RAW DATA:
○ ○ ○

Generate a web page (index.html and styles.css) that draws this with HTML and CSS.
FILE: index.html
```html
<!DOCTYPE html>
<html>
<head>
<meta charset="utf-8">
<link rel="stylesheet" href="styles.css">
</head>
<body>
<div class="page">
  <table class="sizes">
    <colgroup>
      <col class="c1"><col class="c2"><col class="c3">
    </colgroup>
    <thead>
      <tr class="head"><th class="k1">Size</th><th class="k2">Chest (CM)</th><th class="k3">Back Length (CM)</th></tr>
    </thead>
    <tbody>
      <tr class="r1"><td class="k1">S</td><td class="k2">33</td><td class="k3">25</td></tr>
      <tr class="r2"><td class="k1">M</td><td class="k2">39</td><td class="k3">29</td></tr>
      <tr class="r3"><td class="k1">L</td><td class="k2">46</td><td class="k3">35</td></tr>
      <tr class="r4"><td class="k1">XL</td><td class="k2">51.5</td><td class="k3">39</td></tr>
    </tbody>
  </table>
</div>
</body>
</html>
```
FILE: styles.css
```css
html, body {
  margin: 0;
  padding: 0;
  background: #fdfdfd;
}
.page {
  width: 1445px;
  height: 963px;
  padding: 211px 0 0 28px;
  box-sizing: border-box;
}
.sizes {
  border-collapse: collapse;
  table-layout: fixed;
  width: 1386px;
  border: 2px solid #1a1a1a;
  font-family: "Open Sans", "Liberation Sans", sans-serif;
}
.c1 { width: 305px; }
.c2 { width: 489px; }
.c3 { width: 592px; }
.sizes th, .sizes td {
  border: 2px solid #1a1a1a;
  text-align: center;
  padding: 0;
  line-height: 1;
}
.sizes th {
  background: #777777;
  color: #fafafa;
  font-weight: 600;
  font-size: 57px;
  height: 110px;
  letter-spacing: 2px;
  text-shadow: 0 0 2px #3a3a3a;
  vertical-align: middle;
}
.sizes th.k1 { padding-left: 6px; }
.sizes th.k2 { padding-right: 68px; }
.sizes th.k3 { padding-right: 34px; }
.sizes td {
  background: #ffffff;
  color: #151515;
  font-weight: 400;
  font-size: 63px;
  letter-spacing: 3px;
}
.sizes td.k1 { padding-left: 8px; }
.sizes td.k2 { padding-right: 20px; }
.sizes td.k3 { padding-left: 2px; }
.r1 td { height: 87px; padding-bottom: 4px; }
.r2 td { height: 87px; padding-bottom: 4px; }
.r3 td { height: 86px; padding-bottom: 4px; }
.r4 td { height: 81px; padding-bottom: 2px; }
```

○ ○ ○

THE TASK:
Give back the data above exactly as it appears.

ANSWER FOR THE TASK:
Generate a web page (index.html and styles.css) that draws this with HTML and CSS.
FILE: index.html
```html
<!DOCTYPE html>
<html>
<head>
<meta charset="utf-8">
<link rel="stylesheet" href="styles.css">
</head>
<body>
<div class="page">
  <table class="sizes">
    <colgroup>
      <col class="c1"><col class="c2"><col class="c3">
    </colgroup>
    <thead>
      <tr class="head"><th class="k1">Size</th><th class="k2">Chest (CM)</th><th class="k3">Back Length (CM)</th></tr>
    </thead>
    <tbody>
      <tr class="r1"><td class="k1">S</td><td class="k2">33</td><td class="k3">25</td></tr>
      <tr class="r2"><td class="k1">M</td><td class="k2">39</td><td class="k3">29</td></tr>
      <tr class="r3"><td class="k1">L</td><td class="k2">46</td><td class="k3">35</td></tr>
      <tr class="r4"><td class="k1">XL</td><td class="k2">51.5</td><td class="k3">39</td></tr>
    </tbody>
  </table>
</div>
</body>
</html>
```
FILE: styles.css
```css
html, body {
  margin: 0;
  padding: 0;
  background: #fdfdfd;
}
.page {
  width: 1445px;
  height: 963px;
  padding: 211px 0 0 28px;
  box-sizing: border-box;
}
.sizes {
  border-collapse: collapse;
  table-layout: fixed;
  width: 1386px;
  border: 2px solid #1a1a1a;
  font-family: "Open Sans", "Liberation Sans", sans-serif;
}
.c1 { width: 305px; }
.c2 { width: 489px; }
.c3 { width: 592px; }
.sizes th, .sizes td {
  border: 2px solid #1a1a1a;
  text-align: center;
  padding: 0;
  line-height: 1;
}
.sizes th {
  background: #777777;
  color: #fafafa;
  font-weight: 600;
  font-size: 57px;
  height: 110px;
  letter-spacing: 2px;
  text-shadow: 0 0 2px #3a3a3a;
  vertical-align: middle;
}
.sizes th.k1 { padding-left: 6px; }
.sizes th.k2 { padding-right: 68px; }
.sizes th.k3 { padding-right: 34px; }
.sizes td {
  background: #ffffff;
  color: #151515;
  font-weight: 400;
  font-size: 63px;
  letter-spacing: 3px;
}
.sizes td.k1 { padding-left: 8px; }
.sizes td.k2 { padding-right: 20px; }
.sizes td.k3 { padding-left: 2px; }
.r1 td { height: 87px; padding-bottom: 4px; }
.r2 td { height: 87px; padding-bottom: 4px; }
.r3 td { height: 86px; padding-bottom: 4px; }
.r4 td { height: 81px; padding-bottom: 2px; }
```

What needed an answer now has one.